Re: Lambda Expressions - filter list without <#list> directive

Pete Helgren Tue, 02 Jul 2019 12:29:38 -0700

As a more casual Java programmer, the "where" option is much clearer tome. I spend more time using FM syntax than changing the Java underneath,so from a "fading memory" standpoint, "where" would lead to fewer "Whatthe....?" moments, for me at least.


Pete Helgren
www.petesworkshop.com
GIAC Secure Software Programmer-Java
Twitter - Sys_i_Geek  IBM_i_Geek


On 7/2/2019 2:08 PM, Christoph Rüger wrote:

Good point. Seems you are not the first ones stumbling on that one.
I quickly searched around and found:

Similar question on SO:
https://stackoverflow.com/questions/45939202/filter-naming-convention
Javascript: filter :
https://developer.mozilla.org/de/docs/Web/JavaScript/Reference/Global_Objects/Array/filter
Spark SQL -> "where" is an alias for "filter":
https://stackoverflow.com/a/33887122/135535
<https://stackoverflow.com/questions/33885979/difference-between-filter-and-where-in-scala-spark-sql>
-> search for "filter" or "where" on
https://spark.apache.org/docs/1.5.2/api/scala/index.html#org.apache.spark.sql.DataFrame
R Statistics Language : filter
https://cran.r-project.org/web/packages/dplyr/vignettes/dplyr.html#filter-rows-with-filter

Python: filter https://www.geeksforgeeks.org/filter-in-python/
Ruby: they use select:
https://www.codementor.io/tips/8247613177/how-to-filter-arrays-of-data-in-ruby
Kotlin: filter:
https://kotlinlang.org/api/latest/jvm/stdlib/kotlin.collections/filter.html

This languages rank in the upper area of the Stackoverflow survey:
https://insights.stackoverflow.com/survey/2019#technology-_-programming-scripting-and-markup-languages

I agree that "where" reads pretty nice. I like it. But "filter" seems to be
found in multiple common languages supporting lambdaish syntax.
Python and R is especially common in the data science / statistics
community, which are different target group than e.g. Java-Programmers.
Also web-developers these days are doing lots of javascript to build "html"
websites / templates - and javascript also uses "filter".
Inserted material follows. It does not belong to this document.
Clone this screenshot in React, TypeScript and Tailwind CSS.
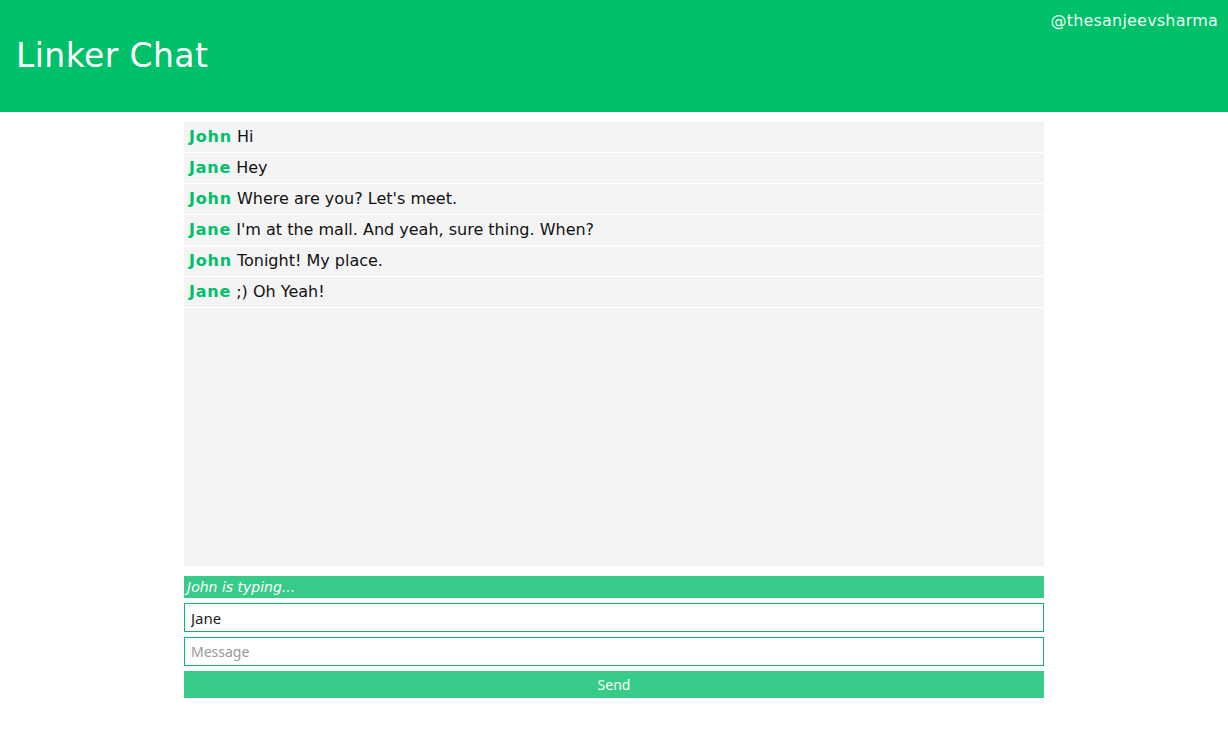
import { useState } from 'react'

const messages = [
  { name: 'John', text: 'Hi' },
  { name: 'Jane', text: 'Hey' },
  { name: 'John', text: "Where are you? Let's meet." },
  { name: 'Jane', text: "I'm at the mall. And yeah, sure thing. When?" },
  { name: 'John', text: 'Tonight! My place.' },
  { name: 'Jane', text: ';) Oh Yeah!' },
]

export default function App() {
  const [name, setName] = useState('Jane')
  const [message, setMessage] = useState('')

  return (
    <div className="min-h-screen bg-white font-['DejaVu_Sans',sans-serif]">
      {/* Header */}
      <header className="relative h-[112px] bg-[#00c06a] flex items-center px-4">
        <h1 className="text-[33px] text-white tracking-[0.4px]">Linker Chat</h1>
        <span className="absolute right-[10px] top-[9px] text-[16px] tracking-[0.2px] text-white/95">
          @thesanjeevsharma
        </span>
      </header>

      <div className="w-[860px] mx-auto pt-[10px]">
        {/* Messages */}
        <div className="h-[444px] bg-[#f4f4f4] flex flex-col">
          {messages.map((m, i) => (
            <div key={i} className="h-[31px] shrink-0 flex items-center px-[5px] text-[16px] text-[#111] border-b border-white">
              <span className="font-semibold text-[#00c06a] tracking-[0.8px] mr-[5px]">{m.name}</span>
              <span>{m.text}</span>
            </div>
          ))}
        </div>

        {/* Typing */}
        <div className="mt-[10px] h-[22px] bg-[#36cc88] px-[3px] flex items-center text-[14px] italic text-white">
          John is typing...
        </div>

        <input
          value={name}
          onChange={(e) => setName(e.target.value)}
          className="mt-[5px] block w-full h-[29px] px-[6px] text-[15px] text-[#222] font-['Noto_Sans',sans-serif] border border-[#00c06a] border-r-[#21a86c] border-b-[#21a86c] outline-none"
        />
        <input
          value={message}
          onChange={(e) => setMessage(e.target.value)}
          placeholder="Message"
          className="mt-[5px] block w-full h-[29px] px-[6px] text-[14px] text-[#222] placeholder:text-[#999] font-['Noto_Sans',sans-serif] border border-[#00c06a] border-r-[#21a86c] border-b-[#21a86c] outline-none"
        />
        <button className="mt-[5px] block w-full h-[27px] bg-[#36cc88] text-white text-[14px] font-['Noto_Sans',sans-serif]">
          Send
        </button>
      </div>
    </div>
  )
}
My vote would still go for "filter", because I think we are working on
lists of objects and objects are closer to "programming" than to "sql".
Maybe the "where"-alias would be a compromise - but might also be confusing
two have both.

What do others think?

Thanks
Christoph

Am Di., 2. Juli 2019 um 20:27 Uhr schrieb Daniel Dekany <[email protected]

:
I wonder if "filter" is a good name. For Java 8 programmers it's
given, but otherwise I find it confusing, as it's not clear if you
specify what to filter out, or what to keep. Worse, I believe in every
day English "foo filter" or "filters foo" means removing foo-s because
you don't want them, which is just the opposite of the meaning in
Java. So I think "where", which is familiar for many from SQL (for
most Java programmers as well, but also for non-Java programmers),
would be better. Consider:

   users?filter(user -> user.inactive)

VS

   users?where(user -> user.inactive)

The first can be easily misunderstood as removing the inactive users,
while the meaning of the second is obvious.
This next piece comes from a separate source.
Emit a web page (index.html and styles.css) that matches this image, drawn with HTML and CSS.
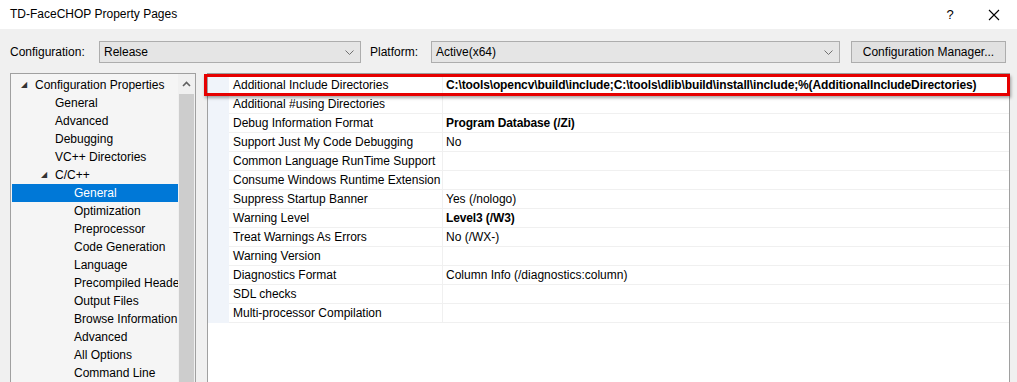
FILE: index.html
```html
<!DOCTYPE html>
<html lang="en">
<head>
    <meta charset="UTF-8">
    <title>TD-FaceCHOP Property Pages</title>
    <link rel="stylesheet" href="styles.css">
</head>
<body>
<div class="window">
    <!-- Title bar -->
    <div class="titlebar">
        <span class="title">TD-FaceCHOP Property Pages</span>
        <span class="help">?</span>
        <span class="close">
            <svg width="12" height="12" viewBox="0 0 12 12"><path d="M1 1 L11 11 M11 1 L1 11" stroke="#000" stroke-width="1.1"/></svg>
        </span>
    </div>

    <!-- Configuration row -->
    <div class="toolbar">
        <label class="lbl lbl-config">Configuration:</label>
        <div class="combo combo-config">
            <span>Release</span>
            <svg class="chev" width="9" height="5" viewBox="0 0 9 5"><path d="M0.5 0.5 L4.5 4.5 L8.5 0.5" fill="none" stroke="#707070" stroke-width="1"/></svg>
        </div>
        <label class="lbl lbl-platform">Platform:</label>
        <div class="combo combo-platform">
            <span>Active(x64)</span>
            <svg class="chev" width="9" height="5" viewBox="0 0 9 5"><path d="M0.5 0.5 L4.5 4.5 L8.5 0.5" fill="none" stroke="#707070" stroke-width="1"/></svg>
        </div>
        <button class="btn-manager">Configuration Manager...</button>
    </div>

    <div class="main">
        <!-- Tree -->
        <div class="tree">
            <div class="tree-items">
                <div class="node lvl0"><span class="tri">&#9698;</span>Configuration Properties</div>
                <div class="node lvl1">General</div>
                <div class="node lvl1">Advanced</div>
                <div class="node lvl1">Debugging</div>
                <div class="node lvl1">VC++ Directories</div>
                <div class="node lvl1 has-tri"><span class="tri">&#9698;</span>C/C++</div>
                <div class="node lvl2 selected">General</div>
                <div class="node lvl2">Optimization</div>
                <div class="node lvl2">Preprocessor</div>
                <div class="node lvl2">Code Generation</div>
                <div class="node lvl2">Language</div>
                <div class="node lvl2">Precompiled Headers</div>
                <div class="node lvl2">Output Files</div>
                <div class="node lvl2">Browse Information</div>
                <div class="node lvl2">Advanced</div>
                <div class="node lvl2">All Options</div>
                <div class="node lvl2">Command Line</div>
            </div>
            <div class="scrollbar">
                <div class="scroll-up">
                    <svg width="9" height="6" viewBox="0 0 9 6"><path d="M1 5 L4.5 1.5 L8 5" fill="none" stroke="#606060" stroke-width="1.6"/></svg>
                </div>
                <div class="thumb"></div>
            </div>
        </div>

        <!-- Property grid -->
        <div class="grid">
            <div class="rows">
                <div class="row"><div class="gutter"></div><div class="name">Additional Include Directories</div><div class="value bold">C:\tools\opencv\build\include;C:\tools\dlib\build\install\include;%(AdditionalIncludeDirectories)</div></div>
                <div class="row"><div class="gutter"></div><div class="name">Additional #using Directories</div><div class="value"></div></div>
                <div class="row"><div class="gutter"></div><div class="name">Debug Information Format</div><div class="value bold">Program Database (/Zi)</div></div>
                <div class="row"><div class="gutter"></div><div class="name">Support Just My Code Debugging</div><div class="value">No</div></div>
                <div class="row"><div class="gutter"></div><div class="name">Common Language RunTime Support</div><div class="value"></div></div>
                <div class="row"><div class="gutter"></div><div class="name">Consume Windows Runtime Extension</div><div class="value"></div></div>
                <div class="row"><div class="gutter"></div><div class="name">Suppress Startup Banner</div><div class="value">Yes (/nologo)</div></div>
                <div class="row"><div class="gutter"></div><div class="name">Warning Level</div><div class="value bold">Level3 (/W3)</div></div>
                <div class="row"><div class="gutter"></div><div class="name">Treat Warnings As Errors</div><div class="value">No (/WX-)</div></div>
                <div class="row"><div class="gutter"></div><div class="name">Warning Version</div><div class="value"></div></div>
                <div class="row"><div class="gutter"></div><div class="name">Diagnostics Format</div><div class="value">Column Info (/diagnostics:column)</div></div>
                <div class="row"><div class="gutter"></div><div class="name">SDL checks</div><div class="value"></div></div>
                <div class="row"><div class="gutter"></div><div class="name">Multi-processor Compilation</div><div class="value"></div></div>
            </div>
            <!-- highlight drawn over the first row -->
            <div class="highlight"></div>
        </div>
    </div>
</div>
</body>
</html>
```

FILE: styles.css
```css
/* Page */
body {
    margin: 0;
    background: #f0f0f0;
    font-family: "Liberation Sans", Arial, sans-serif;
    font-size: 12px;
    color: #000;
    overflow: hidden;
}

.window {
    width: 1017px;
    height: 382px;
    overflow: hidden;
}

/* Title bar */
.titlebar {
    height: 29px;
    background: #fff;
    display: flex;
    align-items: center;
    padding-left: 10px;
}

.title {
    flex: 1;
    font-size: 12px;
    margin-top: -2px;
}

.help {
    width: 42px;
    font-size: 13px;
    text-align: center;
    margin-right: 2px;
}

.close {
    width: 42px;
    display: flex;
    justify-content: center;
    margin-right: 2px;
}

/* Configuration row */
.toolbar {
    display: flex;
    align-items: center;
    height: 22px;
    margin-top: 12px;
    padding-left: 10px;
}

.lbl-config {
    width: 89px;
}

.lbl-platform {
    width: 61px;
    margin-left: 9px;
}

.combo {
    background: #e5e5e5;
    border: 1px solid #adadad;
    display: flex;
    align-items: center;
    justify-content: space-between;
    padding: 0 6px 0 4px;
    box-sizing: border-box;
    height: 22px;
}

.combo-config {
    width: 262px;
}

.combo-platform {
    width: 409px;
}

.btn-manager {
    margin-left: 11px;
    width: 155px;
    height: 22px;
    background: #e1e1e1;
    border: 1px solid #adadad;
    font-family: inherit;
    font-size: 12px;
    padding: 0;
    color: #000;
}

/* Main panels */
.main {
    display: flex;
    margin-top: 10px;
    padding-left: 10px;
    height: 320px;
}

/* Tree */
.tree {
    width: 186px;
    box-sizing: border-box;
    border: 1px solid #a0a0a0;
    border-bottom: none;
    background: #f5f5f5;
    display: flex;
}

.tree-items {
    flex: 1;
    padding-top: 2px;
    padding-left: 1px;
    overflow: hidden;
    white-space: nowrap;
}

.node {
    height: 18px;
    line-height: 18px;
    overflow: hidden;
}

.lvl0 { padding-left: 9px; }
.lvl1 { padding-left: 43px; }
.lvl1.has-tri { padding-left: 29px; }
.lvl2 { padding-left: 62px; }

.tri {
    display: inline-block;
    width: 14px;
    font-size: 8px;
    color: #333;
    vertical-align: top;
}

.selected {
    background: #0078d7;
    color: #fff;
}

.scrollbar {
    width: 17px;
    background: #f0f0f0;
    display: flex;
    flex-direction: column;
}

.scroll-up {
    height: 20px;
    display: flex;
    align-items: center;
    justify-content: center;
}

.thumb {
    flex: 1;
    margin: 0 1px;
    background: #cdcdcd;
}

/* Property grid */
.grid {
    position: relative;
    margin-left: 11px;
    width: 801px;
    border: 1px solid #a0a0a0;
    border-bottom: none;
    background: #fff;
}

.rows {
    padding-top: 2px;
}

.row {
    display: flex;
    height: 19px;
    line-height: 18px;
    white-space: nowrap;
}

.gutter {
    width: 21px;
    background: #f0f4fa;
}

.name {
    width: 214px;
    padding-left: 4px;
    box-sizing: border-box;
    border-right: 1px solid #f0f0f0;
    border-bottom: 1px solid #f0f0f0;
    overflow: hidden;
}

.value {
    flex: 1;
    padding-left: 3px;
    border-bottom: 1px solid #f0f0f0;
    overflow: hidden;
}

.bold {
    font-weight: bold;
    letter-spacing: -0.12px;
}

/* Red box over the first row */
.highlight {
    position: absolute;
    left: -4px;
    top: 0;
    width: 800px;
    height: 16px;
    border: 3px solid #e60000;
    box-shadow: 1px 2px 3px rgba(0, 0, 0, 0.35);
}
```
Tuesday, July 2, 2019, 2:57:52 PM, Christoph Rüger wrote:

Thanks for the heads up. Very nice. We will run our test suite to see if
those test are still green.

Am Mo., 1. Juli 2019 um 09:30 Uhr schrieb Daniel Dekany <

[email protected]

:
Since then I have also made a change that ensures that if the lambda
argument is null (which in FTL is the same as if the variable isn't
there at all), then it will not fall back to find an identically named
variable in higher variable scopes. This is important when doing
things like:

   <#-- filters out null-s -->
   myList?filter(it -> it??)

because if some day someone adds a variable called "it" to the
data-model, then suddenly the above won't filter out the null-s.
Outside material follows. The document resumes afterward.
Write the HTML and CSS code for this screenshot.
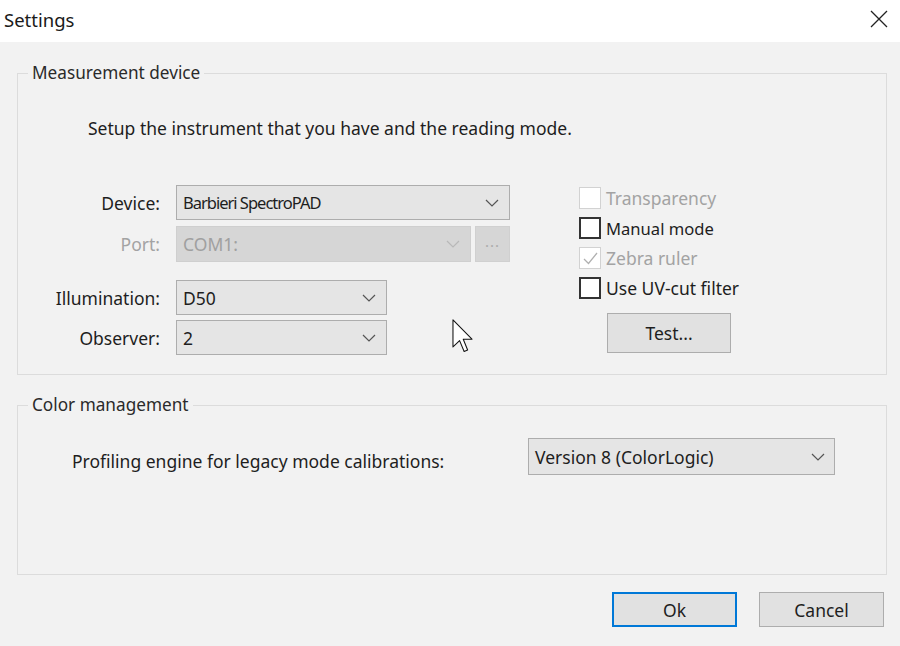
FILE: index.html
```html
<!DOCTYPE html>
<html lang="en">

<head>
  <meta charset="UTF-8" />
  <meta name="viewport" content="width=device-width, initial-scale=1.0" />
  <title>Settings</title>
  <link rel="stylesheet" href="styles.css">
</head>

<body>

  <div class="titlebar">
    <span class="title">Settings</span>
    <svg class="close" width="20" height="20" viewBox="0 0 20 20">
      <path d="M2 2 L18 18 M18 2 L2 18" stroke="#222" stroke-width="1.3" fill="none" />
    </svg>
  </div>

  <div class="content">

    <!-- Measurement device -->
    <fieldset class="group measure">
      <legend>Measurement device</legend>
      <p class="intro">Setup the instrument that you have and the reading mode.</p>

      <div class="device-row">
        <div class="form-grid">
          <label class="lbl">Device:</label>
          <div class="combo w-wide">
            <span class="narrow">Barbieri SpectroPAD</span>
            <svg class="chev" width="14" height="8" viewBox="0 0 14 8"><path d="M1 1 L7 7 L13 1" /></svg>
          </div>

          <label class="lbl disabled port-gap">Port:</label>
          <div class="port-row port-gap">
            <div class="combo w-port off">
              <span>COM1:</span>
              <svg class="chev" width="14" height="8" viewBox="0 0 14 8"><path d="M1 1 L7 7 L13 1" /></svg>
            </div>
            <button class="dots" disabled>...</button>
          </div>

          <label class="lbl gap-top">Illumination:</label>
          <div class="combo w-short gap-top">
            <span>D50</span>
            <svg class="chev" width="14" height="8" viewBox="0 0 14 8"><path d="M1 1 L7 7 L13 1" /></svg>
          </div>

          <label class="lbl tight">Observer:</label>
          <div class="combo w-short tight">
            <span>2</span>
            <svg class="chev" width="14" height="8" viewBox="0 0 14 8"><path d="M1 1 L7 7 L13 1" /></svg>
          </div>
        </div>

        <div class="options">
          <div class="check disabled"><span class="box"></span>Transparency</div>
          <div class="check"><span class="box"></span><span class="slim">Manual mode</span></div>
          <div class="check disabled">
            <span class="box">
              <svg width="19" height="19" viewBox="0 0 19 19"><path d="M3 10 L7.5 14.5 L16 4" stroke="#b0b0b0" stroke-width="1.3" fill="none" /></svg>
            </span>Zebra ruler
          </div>
          <div class="check"><span class="box"></span>Use UV-cut filter</div>
          <button class="btn test">Test...</button>
        </div>
      </div>

      <!-- mouse pointer over the dialog -->
      <svg class="cursor" width="22" height="34" viewBox="0 0 12.5 19.5">
        <path d="M0.5 0.5 L0.5 16 L4.3 12.4 L6.9 18.6 L8.9 17.8 L6.4 11.6 L11.4 11.6 Z"
          fill="#fff" stroke="#111" stroke-width="0.6" stroke-linejoin="round" />
      </svg>
    </fieldset>

    <!-- Color management -->
    <fieldset class="group color">
      <legend>Color management</legend>
      <div class="profile-row">
        <label class="lbl-profile">Profiling engine for legacy mode calibrations:</label>
        <div class="combo w-engine">
          <span>Version 8 (ColorLogic)</span>
          <svg class="chev" width="14" height="8" viewBox="0 0 14 8"><path d="M1 1 L7 7 L13 1" /></svg>
        </div>
      </div>
    </fieldset>

    <div class="actions">
      <button class="btn ok">Ok</button>
      <button class="btn">Cancel</button>
    </div>

  </div>

</body>

</html>
```

FILE: styles.css
```css
* {
  box-sizing: border-box;
}

body {
  margin: 0;
  font-family: "Noto Sans", "Open Sans", sans-serif;
  font-size: 17.5px;
  color: #1e1e1e;
  background-color: #f2f2f2;
  width: 900px;
  height: 646px;
  overflow: hidden;
}

/* barra de titulo */
.titlebar {
  height: 42px;
  background-color: #fff;
  display: flex;
  align-items: center;
  justify-content: space-between;
  padding: 0 11px 4px 4px;
}

.title {
  font-size: 18.5px;
  color: #1a1a1a;
}

.content {
  padding-top: 21px;
}

/* group boxes */
.group {
  position: relative;
  margin: 0 13px 0 17px;
  padding: 0;
  border: 1px solid #dcdcdc;
  min-width: 0;
}

.group legend {
  margin-left: 10px;
  padding: 0 4px;
  line-height: 20px;
  font-size: 17.2px;
  color: #2a2a2a;
}

.measure {
  padding-bottom: 19px;
}

.intro {
  margin: 34px 0 0 70px;
  line-height: 22px;
}

.device-row {
  display: flex;
  margin-top: 46px;
}

.form-grid {
  display: grid;
  grid-template-columns: 158px auto;
  align-items: center;
}

.lbl {
  text-align: right;
  padding-right: 16px;
}

.disabled {
  color: #a3a3a3;
}

.port-gap {
  margin-top: 6px;
}

.gap-top {
  margin-top: 18px;
}

.tight {
  margin-top: 5px;
}

.port-row {
  display: flex;
  gap: 4px;
}

/* combos */
.combo {
  height: 35px;
  background-color: #e5e5e5;
  border: 1px solid #adadad;
  display: flex;
  align-items: center;
  justify-content: space-between;
  padding: 0 10px 0 6px;
}

.combo.off {
  background-color: #d6d6d6;
  border-color: #cfcfcf;
  color: #a0a0a0;
}

.narrow {
  font-size: 16.5px;
  letter-spacing: -1px;
}

.slim {
  font-size: 16.6px;
}

.chev path {
  fill: none;
  stroke: #555;
  stroke-width: 1.2;
}

.off .chev path {
  stroke: #b8b8b8;
}

.w-wide {
  width: 334px;
}

.w-port {
  width: 295px;
  height: 36px;
}

.w-short {
  width: 211px;
}

.w-engine {
  width: 307px;
  height: 37px;
  padding-right: 9px;
}

.dots {
  width: 35px;
  height: 36px;
  margin: 0;
  padding: 0 0 6px;
  border: 1px solid #d0d0d0;
  background-color: #d6d6d6;
  color: #ababab;
  font-family: inherit;
  font-size: 15px;
  letter-spacing: 1px;
}

/* checkboxes */
.options {
  margin-left: 69px;
  margin-top: -2px;
  display: flex;
  flex-direction: column;
}

.check {
  height: 30px;
  display: flex;
  align-items: center;
  gap: 5px;
}

.box {
  width: 22px;
  height: 22px;
  border: 2px solid #333;
  background-color: #fff;
  display: flex;
  align-items: center;
  justify-content: center;
}

.check.disabled .box {
  border: 1px solid #d2d2d2;
}

.btn {
  height: 35px;
  width: 125px;
  margin: 0;
  border: 1px solid #adadad;
  background-color: #e1e1e1;
  font-family: inherit;
  font-size: 17.5px;
  color: #1e1e1e;
}

.test {
  margin: 10px 0 0 28px;
  width: 124px;
  height: 40px;
}

.cursor {
  position: absolute;
  left: 434px;
  top: 236px;
}

/* color management */
.color {
  margin-top: 20px;
  padding-bottom: 99px;
}

.profile-row {
  display: flex;
  align-items: center;
  margin-top: 23px;
  padding-left: 54px;
}

.lbl-profile {
  width: 456px;
  padding-top: 8px;
}

.actions {
  display: flex;
  justify-content: flex-end;
  gap: 22px;
  margin-top: 17px;
  padding-right: 16px;
}

.ok {
  border: 2px solid #0078d7;
}
```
The same thing was always an issue with #list loop variables as well,
also with #nested arguments. So I have added a configuration setting
called "fallbackOnNullLoopVariable", which is by default true
(unfortunate historical baggage... but we can't break backward
compatibility). If you set it to false, then this will print "N/A" at
null list items, rather than "Clashing variable in higher scope":

<#assign it = "Clashing variable in higher scope">
<#list myList as it>
   ${it!'N/A'}
</#list>

These changes are pushed and deployed to the Apache snapshot Maven
repo in both branches.


So, apart from documentation, the local lambda feature is about ready,
or so I hope. I'm worried of rough edges though, so I think I will add
lambda support to some more builtins (?seq_contains, ?sort_by), and
explore some more use cases... If you have your own that you actually
keep running into, or want to be in the 2.3.29, tell it.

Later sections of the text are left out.